It being provided by the Seventeenth Article of the Treaty of Amity and Commerce, now subsisting between the United States of America and the French Republic, “That no shelter or refuge shall be given in the ports of either of said nations to such as shall have made prize of the subjects, people or property of either of the parties; but if such shall come in, being forced by stress of weather, or the dangers of the sea, all proper measures shall be vigorously used, that they go out and retire from thence as soon as possible."1 And the Secretary of State for the Government of the said United States, having by his letter of the 10th of October last, informed me that “M. Fauchet, the Minister of the French Republic, near the United States, apprehends from circumstances which have been experienced that unless prompt and decisive measures are adopted in the several ports in regard to vessels hostile to the French Nation, and bringing in French prizes, the branch before recited, of the Treaty, will become null:” And the said Secretary having requested that measures may be taken to preserve that branch of the Treaty inviolate, by Vessels hostile to the French Nation receiving comfort in the out-ports of the Commonwealth:
I have therefore, in compliance, with the request of the Government of the United States, thought fit to issue this Proclamation, requiring all Officers, Civil and Military, within this Commonwealth, to take all legal and proper measures, and to use and practice all diligence, for the effectual support of the above recited Article in the said Treaty.

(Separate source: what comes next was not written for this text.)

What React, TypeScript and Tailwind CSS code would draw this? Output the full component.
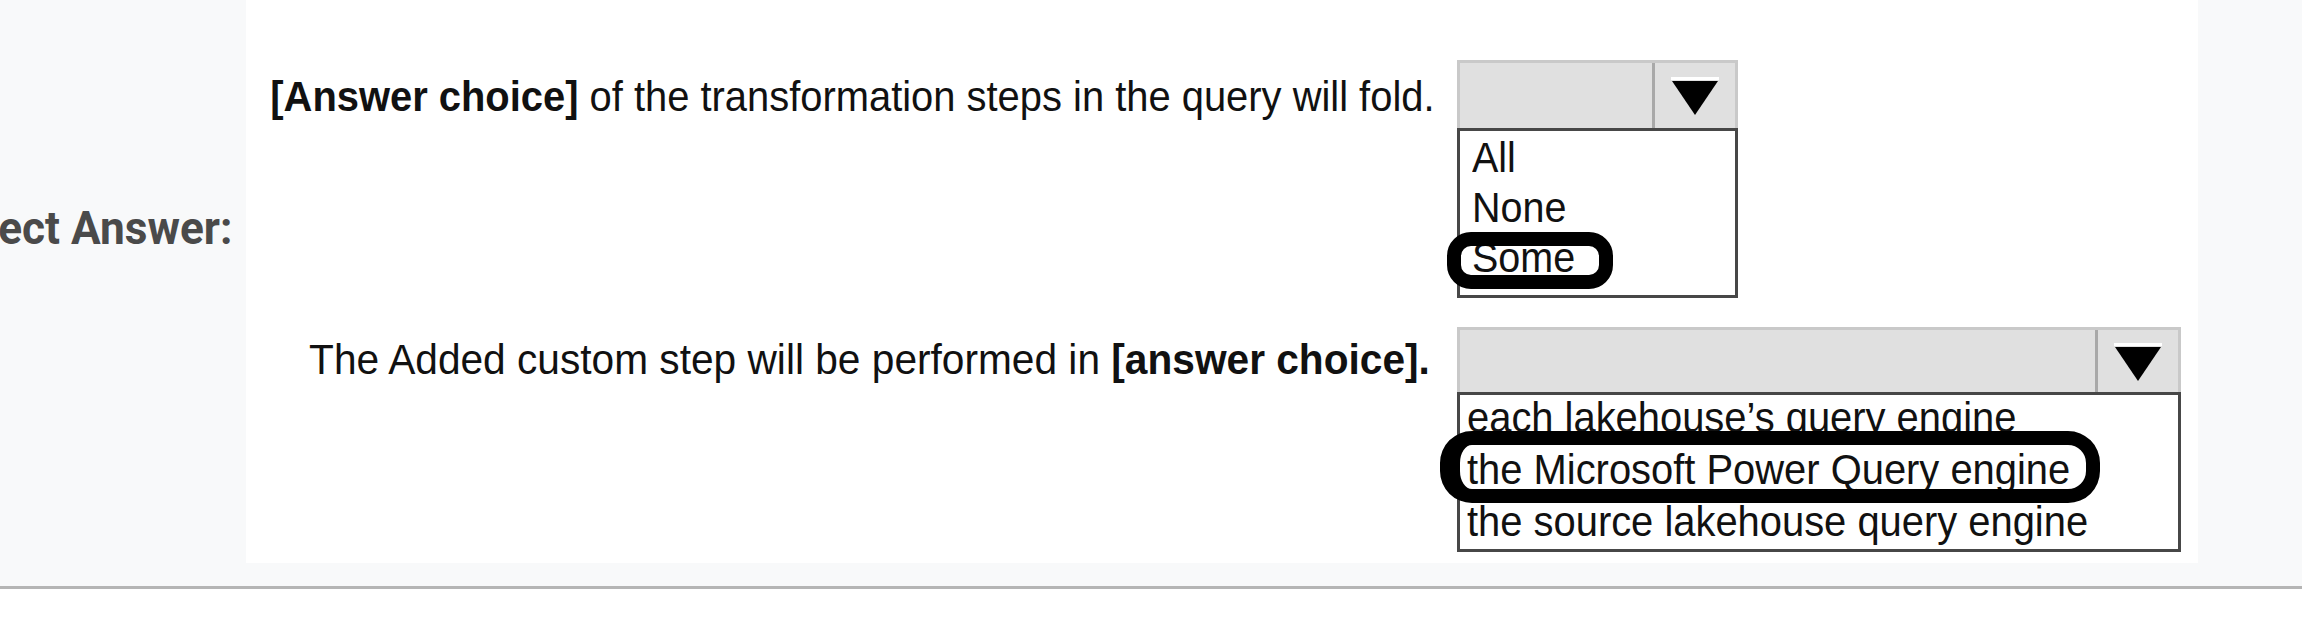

And I do hereby enjoin it upon them to prevent any breach thereof, if such should be attempted in any, and especially those ports distant from the Capital, and immediately to give information of the same, with their proceedings thereon, to the Governor and Commander in Chief of the Commonwealth, that such further measures may be taken, if any shall be necessary, as may be suited to the faith of Nations, and the solemnity of National Treaties—And I have reason to expect that the good people of the Commonwealth will cheerfully afford their aid in support of the Laws of the land.
Given at Boston, in the said Commonwealth, the third day of November, in the Year of our Lord, One Thousand Seven Hundred and Ninety-four, and in the Nineteenth Year of the Independence of the United States of America.
Samuel Adams.
Attest,
John Avery, jun. Sec’y.
1 The quotation is not exact, although substantially correct.
1795
TO THE LEGISLATURE OF MASSACHUSETTS.
January 16, 1795.
[Independent Chronicle, January 19, 1795; the copies sent to the two houses are in the Massachusetts Archives.]
I am happy, fellow citizens, to meet you in General Court assembled, on the day to which, according to your request, you have stood adjourned. By the Constitution, the Governor, with the advice of Council, during the session of the General Court, hath full authority to adjourn them to such times as the two branches may judge most convenient.